He is interested in protein-membrane interactions. He is studying how proteins interact with lipid membranes at the molecular level. Specifically, he studies pore forming proteins that are able to perforate lipid membranes in a multi-step process involving membrane binding, oligomerization and pore formation. He studies important regulators of immune system (perforin), bacterial virulence factors (listeriolysin), Nep1-like proteins and proteins similar to toxins from sea anemones (actinoporin-like proteins). He employs various biochemical and biophysical approaches with an emphasis on surface plasmon resonance, which allows studying molecular interactions. He is developing and improving protocols for the study of protein binding to lipid membranes.

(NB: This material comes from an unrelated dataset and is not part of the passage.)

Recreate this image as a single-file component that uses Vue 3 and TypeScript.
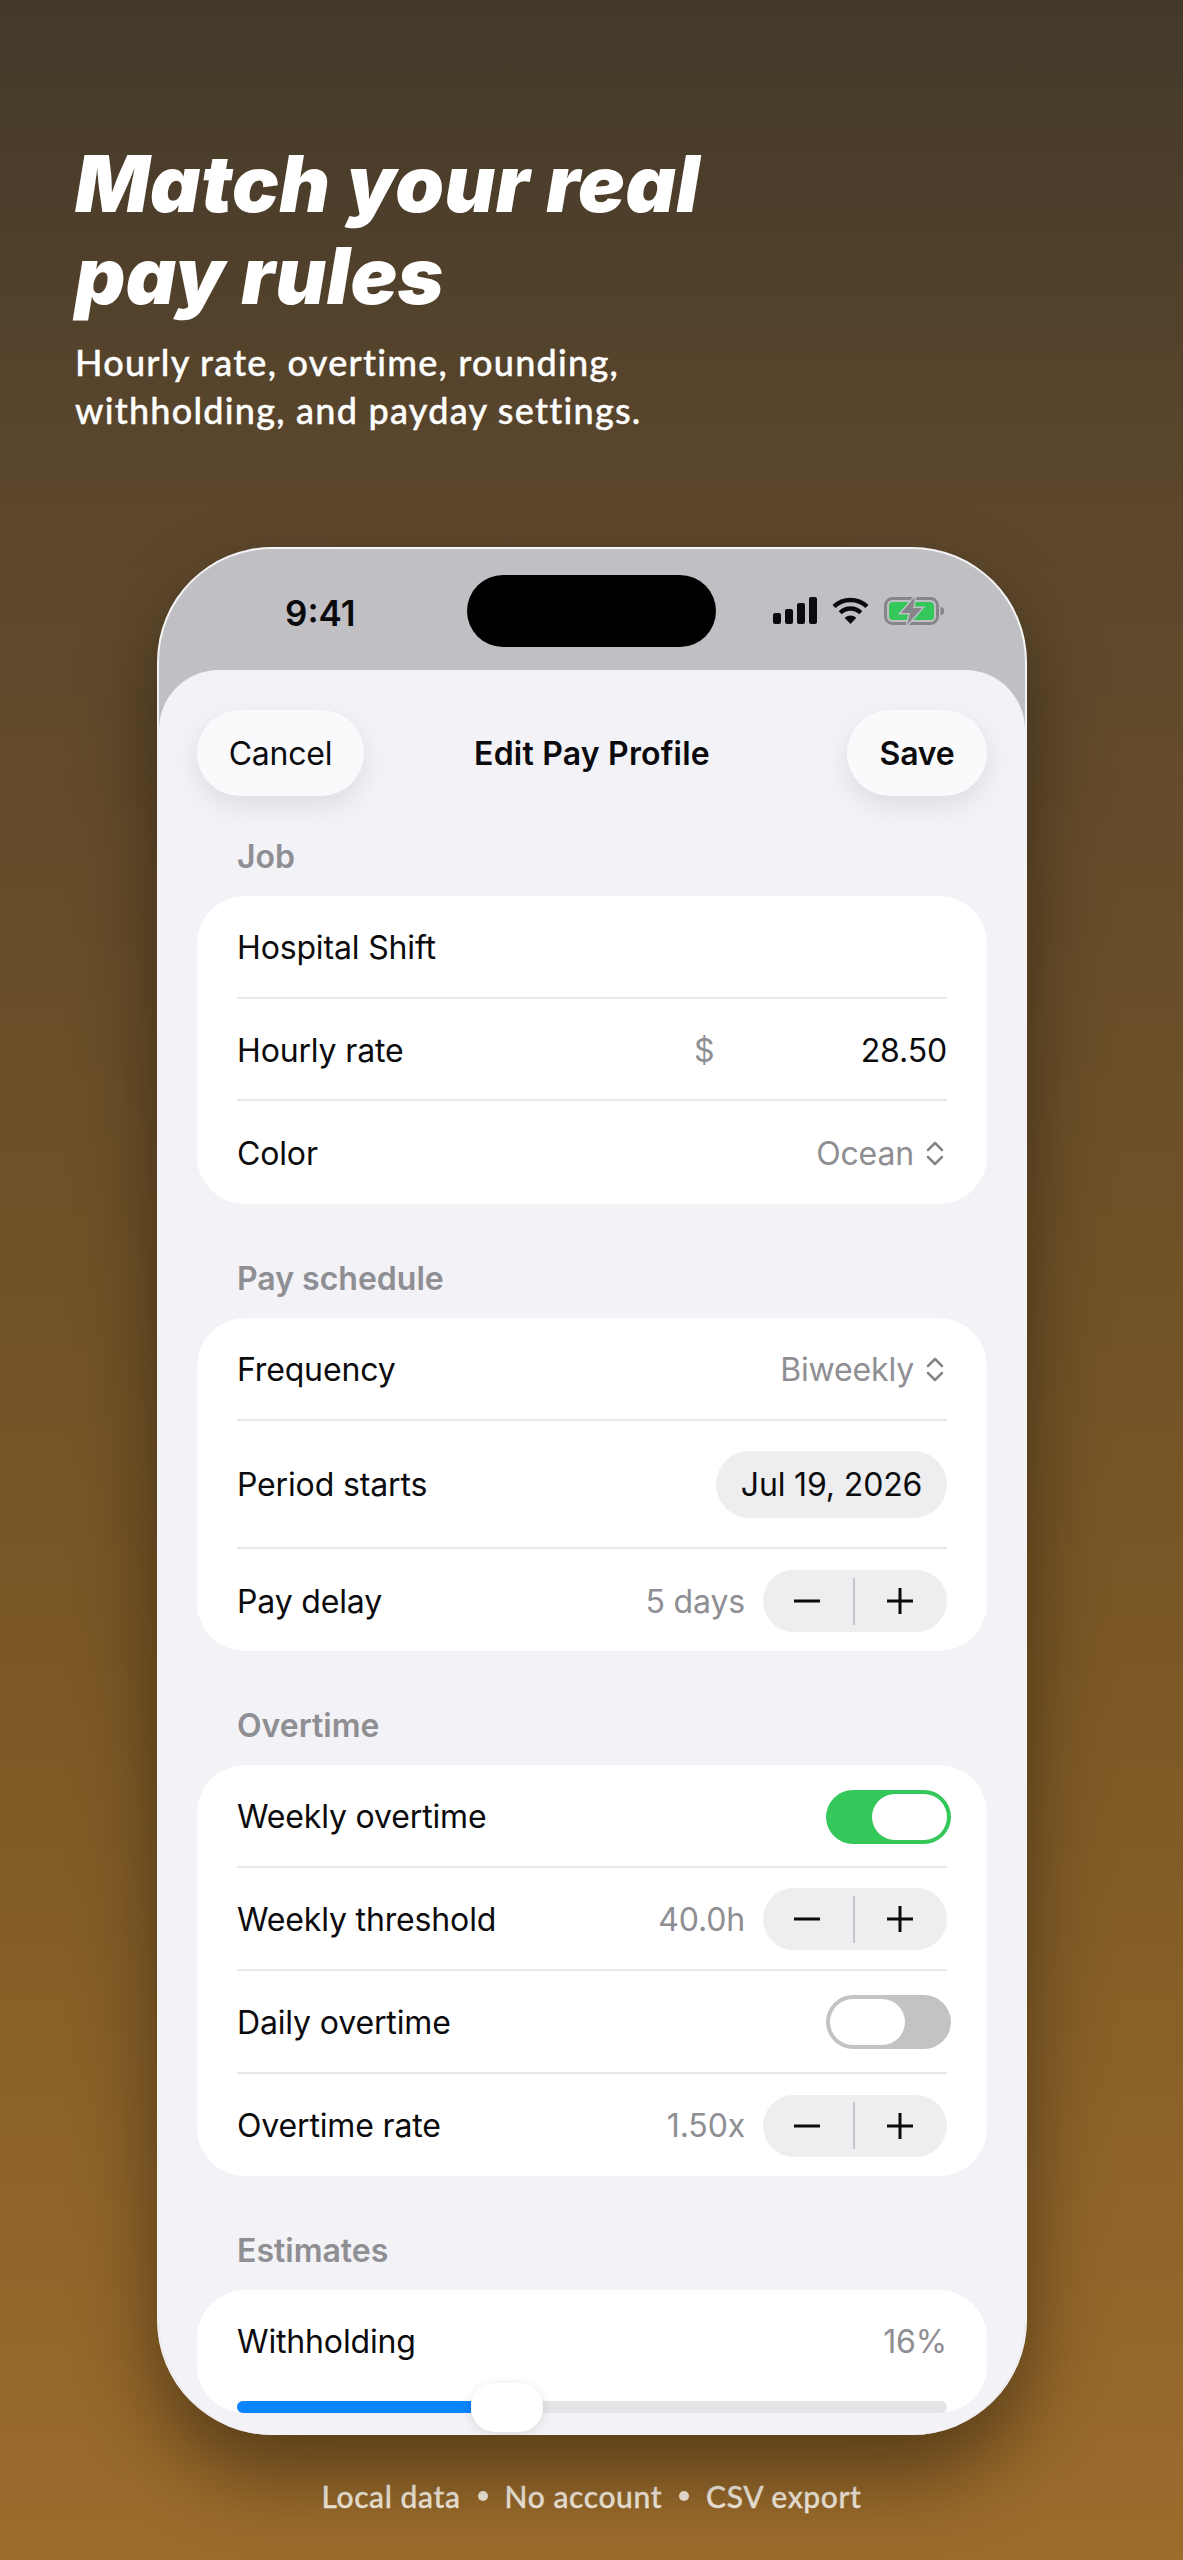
<script setup lang="ts">
type Stepper = { label: string; value: string };

const scheduleStepper: Stepper = { label: "Pay delay", value: "5 days" };
const thresholdStepper: Stepper = { label: "Weekly threshold", value: "40.0h" };
const rateStepper: Stepper = { label: "Overtime rate", value: "1.50x" };
const withholding = 33;
</script>

<template>
  <div class="page">
    <header class="hero">
      <h1 class="hero-title">Match your real<br />pay rules</h1>
      <p class="hero-sub">Hourly rate, overtime, rounding,<br />withholding, and payday settings.</p>
    </header>

    <div class="phone">
      <div class="status">
        <span class="time">9:41</span>
        <div class="island"></div>
        <div class="status-icons">
          <svg width="44" height="27" viewBox="0 0 44 27" fill="#0b0b0d">
            <rect x="0" y="16" width="8" height="11" rx="2" />
            <rect x="12" y="12" width="8" height="15" rx="2" />
            <rect x="24" y="6" width="8" height="21" rx="2" />
            <rect x="36" y="0" width="8" height="27" rx="2" />
          </svg>
          <svg width="37" height="27" viewBox="0 0 37 27" fill="none">
            <path d="M2 9.5A24 24 0 0 1 35 9.5" stroke="#0b0b0d" stroke-width="4.4" />
            <path d="M8.2 15.8A14.6 14.6 0 0 1 28.8 15.8" stroke="#0b0b0d" stroke-width="4.4" />
            <path d="M12.6 20.8Q18.5 16.4 24.4 20.8L18.5 27Z" fill="#0b0b0d" />
          </svg>
          <svg width="61" height="28" viewBox="0 0 61 28" fill="none">
            <rect x="1.5" y="1.5" width="52" height="25" rx="7" stroke="#86868a" stroke-width="3" />
            <rect x="5" y="5" width="45" height="18" rx="4" fill="#34c759" />
            <path d="M56.500 9.500c2.500.6 3.800 2.400 3.800 4.500s-1.300 3.900-3.800 4.500z" fill="#86868a" />
            <path d="M31 0 17 16h9L23 28 38 11h-9z" fill="#86868a" stroke="#c0c0c4" stroke-width="3" paint-order="stroke" />
          </svg>
        </div>
      </div>

      <div class="sheet">
        <div class="nav">
          <button class="nav-btn cancel">Cancel</button>
          <div class="nav-title">Edit Pay Profile</div>
          <button class="nav-btn save">Save</button>
        </div>

        <div class="section-label first">Job</div>
        <div class="card">
          <div class="row"><span>Hospital Shift</span></div>
          <div class="row">
            <span>Hourly rate</span>
            <span class="rate"><span class="muted">$</span><span>28.50</span></span>
          </div>
          <div class="row">
            <span>Color</span>
            <span class="picker">Ocean
              <svg width="18" height="25" viewBox="0 0 18 25" fill="none" stroke="#86868a" stroke-width="2.500" stroke-linecap="round" stroke-linejoin="round">
                <path d="M2 9 9 2l7 7M2 16l7 7 7-7" />
              </svg>
            </span>
          </div>
        </div>

        <div class="section-label">Pay schedule</div>
        <div class="card">
          <div class="row">
            <span>Frequency</span>
            <span class="picker">Biweekly
              <svg width="18" height="25" viewBox="0 0 18 25" fill="none" stroke="#86868a" stroke-width="2.500" stroke-linecap="round" stroke-linejoin="round">
                <path d="M2 9 9 2l7 7M2 16l7 7 7-7" />
              </svg>
            </span>
          </div>
          <div class="row tall">
            <span>Period starts</span>
            <span class="date-pill">Jul 19, 2026</span>
          </div>
          <div class="row">
            <span>{{ scheduleStepper.label }}</span>
            <div class="stepper-wrap">
              <span class="muted">{{ scheduleStepper.value }}</span>
              <div class="stepper">
                <svg width="26" height="26" viewBox="0 0 26 26" stroke="#0b0b0d" stroke-width="3"><path d="M0 13h26" /></svg>
                <i class="stepper-line"></i>
                <svg width="26" height="26" viewBox="0 0 26 26" stroke="#0b0b0d" stroke-width="3"><path d="M0 13h26M13 0v26" /></svg>
              </div>
            </div>
          </div>
        </div>

        <div class="section-label">Overtime</div>
        <div class="card">
          <div class="row">
            <span>Weekly overtime</span>
            <div class="toggle on"><i class="knob"></i></div>
          </div>
          <div class="row">
            <span>{{ thresholdStepper.label }}</span>
            <div class="stepper-wrap">
              <span class="muted">{{ thresholdStepper.value }}</span>
              <div class="stepper">
                <svg width="26" height="26" viewBox="0 0 26 26" stroke="#0b0b0d" stroke-width="3"><path d="M0 13h26" /></svg>
                <i class="stepper-line"></i>
                <svg width="26" height="26" viewBox="0 0 26 26" stroke="#0b0b0d" stroke-width="3"><path d="M0 13h26M13 0v26" /></svg>
              </div>
            </div>
          </div>
          <div class="row">
            <span>Daily overtime</span>
            <div class="toggle"><i class="knob"></i></div>
          </div>
          <div class="row">
            <span>{{ rateStepper.label }}</span>
            <div class="stepper-wrap">
              <span class="muted">{{ rateStepper.value }}</span>
              <div class="stepper">
                <svg width="26" height="26" viewBox="0 0 26 26" stroke="#0b0b0d" stroke-width="3"><path d="M0 13h26" /></svg>
                <i class="stepper-line"></i>
                <svg width="26" height="26" viewBox="0 0 26 26" stroke="#0b0b0d" stroke-width="3"><path d="M0 13h26M13 0v26" /></svg>
              </div>
            </div>
          </div>
        </div>

        <div class="section-label">Estimates</div>
        <div class="card last">
          <div class="row plain">
            <span>Withholding</span>
            <span class="muted">16%</span>
          </div>
          <div class="slider">
            <div class="slider-fill" :style="{ width: withholding + '%' }"></div>
            <div class="slider-thumb" :style="{ left: withholding + '%' }"></div>
          </div>
        </div>
      </div>
    </div>

    <footer class="foot">
      <span>Local data</span><span class="dot"></span><span>No account</span><span class="dot"></span><span>CSV export</span>
    </footer>
  </div>
</template>

<style>
html,
body {
  margin: 0;
}
</style>

<style scoped>
.page {
  width: 1183px;
  height: 2560px;
  overflow: hidden;
  display: flex;
  flex-direction: column;
  background: linear-gradient(180deg, #43392a 0%, #5c472c 20%, #7b5825 65%, #9c6c2c 100%);
  font-family: Inter, "Liberation Sans", sans-serif;
  color: #0b0b0d;
}
.hero {
  padding: 138px 0 0 75px;
  height: 547px;
  flex: none;
  box-sizing: border-box;
  color: #fff;
  font-family: Lato, "Open Sans", sans-serif;
}
.hero-title {
  margin: 0;
  font-family: Inter, "Open Sans", sans-serif;
  font-size: 78px;
  line-height: 92px;
  font-weight: 900;
  font-style: italic;
  letter-spacing: 0.5px;
}
.hero-sub {
  margin: 16px 0 0;
  font-size: 36px;
  line-height: 48px;
  font-weight: 500;
  letter-spacing: 1.25px;
  -webkit-text-stroke: 0.4px #fff;
}
.phone {
  position: relative;
  width: 870px;
  height: 1888px;
  margin: 0 0 0 157px;
  box-sizing: border-box;
  flex: none;
  border: 2px solid #f4f4f6;
  border-bottom: 0;
  border-radius: 115px;
  overflow: hidden;
  background: #c0c0c4;
  box-shadow: 0 40px 80px rgba(0, 0, 0, 0.42);
  display: flex;
  flex-direction: column;
}
.status {
  height: 121px;
  flex: none;
  display: flex;
  align-items: flex-start;
  position: relative;
}
.time {
  position: absolute;
  left: 126px;
  top: 43px;
  font-size: 35px;
  line-height: 42px;
  font-weight: 600;
}
.island {
  position: absolute;
  left: 308px;
  top: 26px;
  width: 249px;
  height: 72px;
  border-radius: 36px;
  background: #000;
}
.status-icons {
  position: absolute;
  left: 614px;
  top: 48px;
  display: flex;
  gap: 15px;
  align-items: flex-start;
}
.sheet {
  flex: 1;
  min-height: 0;
  background: #f2f2f7;
  border-radius: 60px 60px 0 0;
  padding: 40px 38px 0;
}
.nav {
  display: grid;
  grid-template-columns: 1fr auto 1fr;
  align-items: center;
}
.nav-btn {
  height: 86px;
  border: 0;
  border-radius: 43px;
  background: #fafafd;
  box-shadow: 0 10px 28px rgba(0, 0, 0, 0.09);
  font-family: inherit;
  font-size: 32px;
  letter-spacing: -0.2px;
  color: #0b0b0d;
  padding: 0;
}
.cancel {
  width: 167px;
  justify-self: start;
}
.save {
  width: 140px;
  justify-self: end;
  font-weight: 600;
}
.nav-title {
  font-size: 32px;
  font-weight: 600;
  letter-spacing: 0.2px;
}
.section-label {
  margin: 55px 0 19px 40px;
  height: 40px;
  line-height: 40px;
  font-size: 32px;
  font-weight: 600;
  color: #8e8e93;
}
.section-label.first {
  margin-top: 41px;
}
.card {
  background: #fff;
  border-radius: 48px;
  padding: 0 40px;
}
.row {
  height: 102.7px;
  box-sizing: border-box;
  padding-top: 2px;
  display: flex;
  justify-content: space-between;
  align-items: center;
  font-size: 32px;
  letter-spacing: -0.15px;
  border-bottom: 2px solid #e8e8ea;
}
.row:last-child {
  border-bottom: 0;
}
.row.tall {
  height: 128px;
}
.row.plain {
  border-bottom: 0;
  padding-top: 0;
  height: 102px;
}
.muted {
  color: #8e8e93;
}
.rate {
  display: flex;
  width: 253px;
  justify-content: space-between;
}
.picker {
  display: flex;
  align-items: center;
  gap: 12px;
  color: #8e8e93;
}
.picker svg {
  margin-right: 3px;
}
.date-pill {
  height: 67px;
  width: 231px;
  border-radius: 34px;
  background: #eeeef0;
  display: flex;
  align-items: center;
  justify-content: center;
}
.stepper-wrap {
  display: flex;
  align-items: center;
  gap: 18px;
}
.stepper {
  width: 184px;
  height: 62px;
  border-radius: 31px;
  background: #eeeef0;
  display: flex;
  align-items: center;
  justify-content: space-between;
  padding: 0 34px 0 31px;
  box-sizing: border-box;
}
.stepper-line {
  width: 2px;
  height: 47px;
  background: #c6c6ca;
}
.stepper svg {
  flex: none;
}
.toggle {
  width: 125px;
  height: 54px;
  box-sizing: border-box;
  border-radius: 27px;
  background: #c3c3c5;
  margin-right: -4px;
  padding: 4px;
  display: flex;
}
.toggle.on {
  background: #34c759;
  justify-content: flex-end;
}
.knob {
  width: 75px;
  height: 46px;
  border-radius: 23px;
  background: #fff;
}
.slider {
  position: relative;
  height: 12px;
  margin-top: 9px;
  margin-bottom: 60px;
  border-radius: 6px;
  background: #e5e5e8;
}
.slider-fill {
  height: 100%;
  border-radius: 6px 0 0 6px;
  background: #0a84ff;
}
.slider-thumb {
  position: absolute;
  top: -18px;
  width: 72px;
  height: 49px;
  border-radius: 24px;
  background: #fff;
  box-shadow: 0 2px 12px rgba(0, 0, 0, 0.1);
}
.foot {
  margin-top: 43px;
  display: flex;
  justify-content: center;
  align-items: center;
  gap: 16px;
  color: #fbf3e4;
  font-family: Lato, "Open Sans", sans-serif;
  font-size: 30px;
  font-weight: 500;
  letter-spacing: 0.6px;
  -webkit-text-stroke: 0.3px #fbf3e4;
}
.dot {
  width: 10px;
  height: 10px;
  border-radius: 50%;
  background: #fbf3e4;
  margin: 0 1px;
}
</style>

1994: B.Sc. in Biology: Molecular cloning and partial gene analysis of long-nosed viper (Vipera ammodytes ammodytes L.) phospholipases A2. (supervisor: prof. dr. Igor Kregar)
1998: PhD in Biological Sciences: Protein engineering and mechanism of action of equinatoxin II from the sea anemone Actinia equina L. (supervisor: prof. dr. Peter Maček, co-supervisor prof. dr. Jože Pungerčar)
Research Subjects: Membranes and transport / Proteins / Biochemistry / Structural biology / Biophysics
Research Interests: Natural toxins / Molecular interactions / Protein-membrane interactions / Surface plasmon resonance
The complex structure, great stability, and diversity of natural pore-forming proteins (PFPs) have inspired their use in various biotechnological applications. A label-free single-molecule nanopore sensing technique is based on the detection of electric current flowing through a biological nanopore inserted into an electrically non-conductive lipid or artificial membrane. When electroosmotic and electrophoretic forces favor the translocation of the analyte molecule through the nanopore, this leads to the occurrence of electrical current blockades. In the optimized system, the blockades are analyte-specific, which allows their discrimination in more complex samples. Protein detection (protein fingerprinting) and amino acid sequence reads are gaining attention now that nanopore DNA sequencing has become a powerful third-generation sequencing method in many laboratories. Recent results highlight peptides translocation, single amino acid differentiation, post-translational modification detection, and assisted protein translocation, which makes nanopore-based protein detection a promising alternative to conventional mass spectrometry. Efficient detection of proteins at single amino acid resolution requires new nanopores with novel dimensions and biochemical properties. Nanopores that stably insert into artificial membranes and enable high-throughput detection of medically relevant proteins are particularly attractive. Our research focuses on pore-forming toxins (PFTs), in particular actinoporins and their homologs, Nep1-like proteins, and larger cholesterol-dependent cytolysins. In addition to traditional genetic approaches, we are also investigating the incorporation of unnatural amino acids into the pore sensing region, which may broaden the potential spectrum of analysis.